Northern Christians reject new IG, MD Abubakar
•Allege religious fanaticism, Jos crisis indictment
From NOAH EBIJE, Kaduna
Friday January 27, 2012

Twenty-four hours after appointing Muhammed Abubakar as the acting Inspector-General of Police (IGP), Christians in the 19 northern states and Abuja have rejected him.
In a statement signed by the Publicity Secretary of the Christian Association Nigeria (CAN), Sunday Oibe, it noted that all the Christians in the region were surprised at Abubakar’s appointment, citing alleged controversy surrounding his paramilitary career.

He was Assistant Inspector-General (AIG), Zone 12 before he was appointed on Wednesday by President Goodluck Jonathan to replace former IGP Hafiz Ringim, who had proceeded on retirement leave. The statement drew the attention of President Jonathan to the antecedents of the new acting IGP when he was the commissioner of police in Plateau State and his defence before the Justice Niki Tobi Commission of Inquiry into Jos crisis in 2001.
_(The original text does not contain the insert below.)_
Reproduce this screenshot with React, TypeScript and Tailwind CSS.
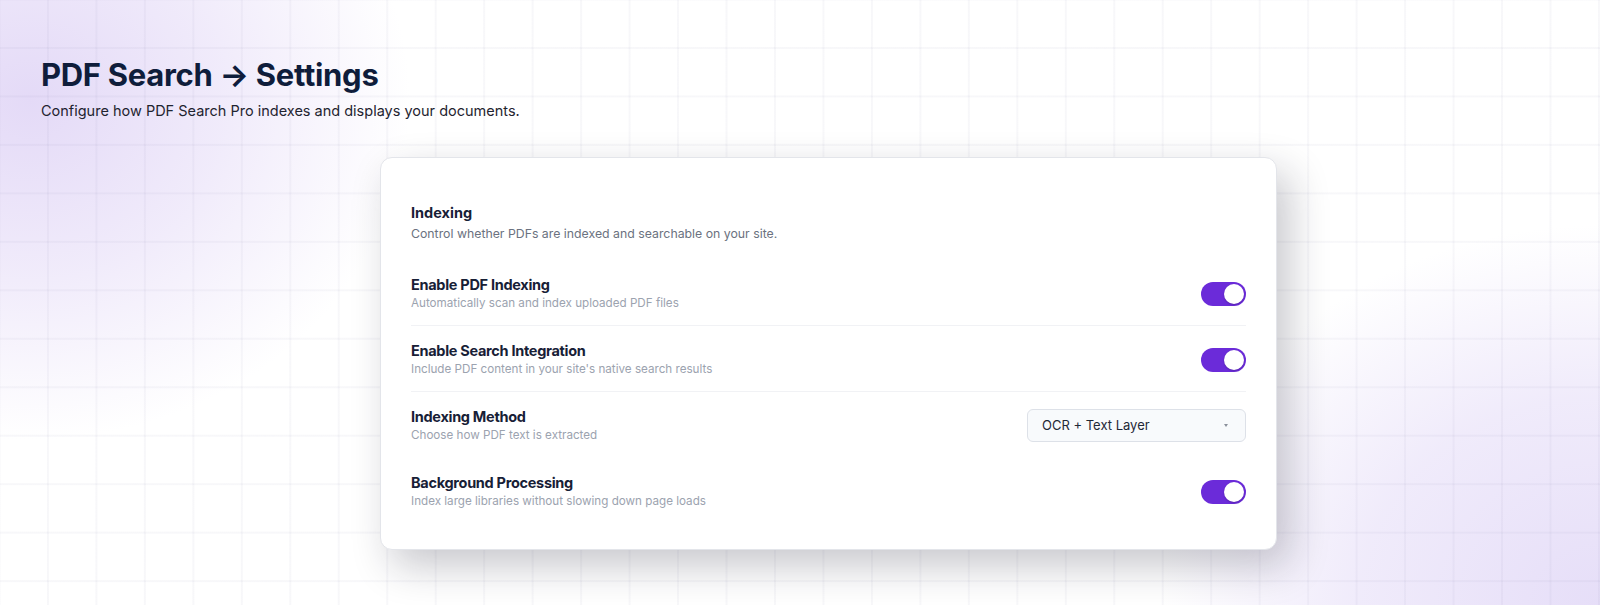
import React from "react";

const rows = [
  {
    title: "Enable PDF Indexing",
    desc: "Automatically scan and index uploaded PDF files",
    type: "toggle",
  },
  {
    title: "Enable Search Integration",
    desc: "Include PDF content in your site's native search results",
    type: "toggle",
  },
  {
    title: "Indexing Method",
    desc: "Choose how PDF text is extracted",
    type: "select",
  },
  {
    title: "Background Processing",
    desc: "Index large libraries without slowing down page loads",
    type: "toggle",
  },
];

const Toggle = () => (
  <button className="relative w-[45px] h-[24px] rounded-full bg-[#6b2bd9] shrink-0">
    <span className="absolute right-[2px] top-[2px] w-[20px] h-[20px] rounded-full bg-white shadow-[0_1px_2px_rgba(0,0,0,0.2)]" />
  </button>
);

const Select = () => (
  <div className="w-[219px] h-[33px] rounded-[6px] border border-[#dde1e8] bg-[#f8fafc] flex items-center justify-between pl-[14px] pr-[17px] text-[13px] text-[#1f2937]">
    <span>OCR + Text Layer</span>
    <svg width="4" height="3" viewBox="0 0 4 3">
      <path d="M0 0h4L2 3z" fill="#8a909b" />
    </svg>
  </div>
);

export default function App() {
  return (
    <div
      className="h-[605px] w-full overflow-hidden font-['Inter',sans-serif] pl-[41px] pt-[56px] bg-white bg-[linear-gradient(to_right,rgba(80,80,130,0.045)_2px,transparent_2px),linear-gradient(to_bottom,rgba(80,80,130,0.045)_2px,transparent_2px),radial-gradient(ellipse_380px_340px_at_30px_100px,rgba(228,218,247,1),rgba(228,218,247,0.55)_50%,rgba(255,255,255,0)_100%),radial-gradient(ellipse_440px_380px_at_1600px_605px,rgba(230,222,248,1),rgba(230,222,248,0.6)_55%,rgba(255,255,255,0)_100%)] bg-[size:48.48px_48.48px,48.48px_48.48px,100%_100%,100%_100%] bg-[position:-1.5px_-1.5px,-1.5px_-1.5px,0_0,0_0]"
    >
      <h1 className="text-[31px] leading-[38px] font-bold text-[#0f1d3b] tracking-[-0.3px]">
        PDF Search → Settings
      </h1>
      <p className="mt-[6px] text-[14.5px] leading-[22px] text-[#1f2430]">
        Configure how PDF Search Pro indexes and displays your documents.
      </p>

      <div className="mt-[35px] ml-[339px] w-[897px] rounded-[12px] border border-[#e3e5ea] bg-white px-[30px] pt-[45px] pb-[26px] shadow-[12px_16px_40px_rgba(20,20,40,0.24)]">
        <h2 className="text-[14.5px] leading-[20px] font-bold text-[#172036]">
          Indexing
        </h2>
        <p className="mt-[2px] text-[12.3px] leading-[18px] text-[#6b7280]">
          Control whether PDFs are indexed and searchable on your site.
        </p>

        <div className="mt-[17px]">
          {rows.map((row, i) => (
            <div
              key={row.title}
              className={`flex items-center justify-between pt-[16px] pb-[14px] ${
                i < 2 ? "border-b border-[#f1f2f5]" : i === 2 ? "border-b border-transparent" : ""
              }`}
            >
              <div>
                <div className="text-[14.5px] leading-[18px] font-bold tracking-[-0.3px] text-[#172036]">
                  {row.title}
                </div>
                <div className="mt-[2px] text-[11.65px] leading-[15px] text-[#9ca3af]">
                  {row.desc}
                </div>
              </div>
              {row.type === "toggle" ? <Toggle /> : <Select />}
            </div>
          ))}
        </div>
      </div>
    </div>
  );
}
“The appointment of Mohammed D. Abubakar as the acting Inspector-General of Police came to us as a big surprise because this is a man whose career is trailed by controversy based on religious fanaticism. To us, the appointment of Abubakar is an extension of terrorism in Nigeria.

“Christians in northern Nigeria will not feel safe following his antecedents as the commissioner of police in Plateau State as documented by the Justice Niki Tobi Commission of Inquiry into the bloody killings in the crisis in Jos in 2001.
“To us, it is a licence given to him by the president to unleash terror on Christians and we reject his appointment as acting IG.
“The profile of Abubakar is not befitting of an acting IG of police. One begins to wonder why a man who was indicted for religious fanaticism by the Niki Tobi Commission, which equally recommended him for retirement and outright dismissal, could be allowed to remain in the police force.

“It appears that some unpatriotic characters, especially in the Nigeria police, are being allowed to have their ways in this country. We say this because there is similarity between Zakari Biu, a commissioner of police, who set free a suspected Boko Haram bomber and Abubakar, who supervised the killings and wanton destruction of lives and property in the 2001 crisis in Jos.

“We are calling on the Federal Government, whose duty is to protect lives and property, to look inward and appoint a liberal Nigerian as inspector-general of police and not a religious fanatic,” the statement said.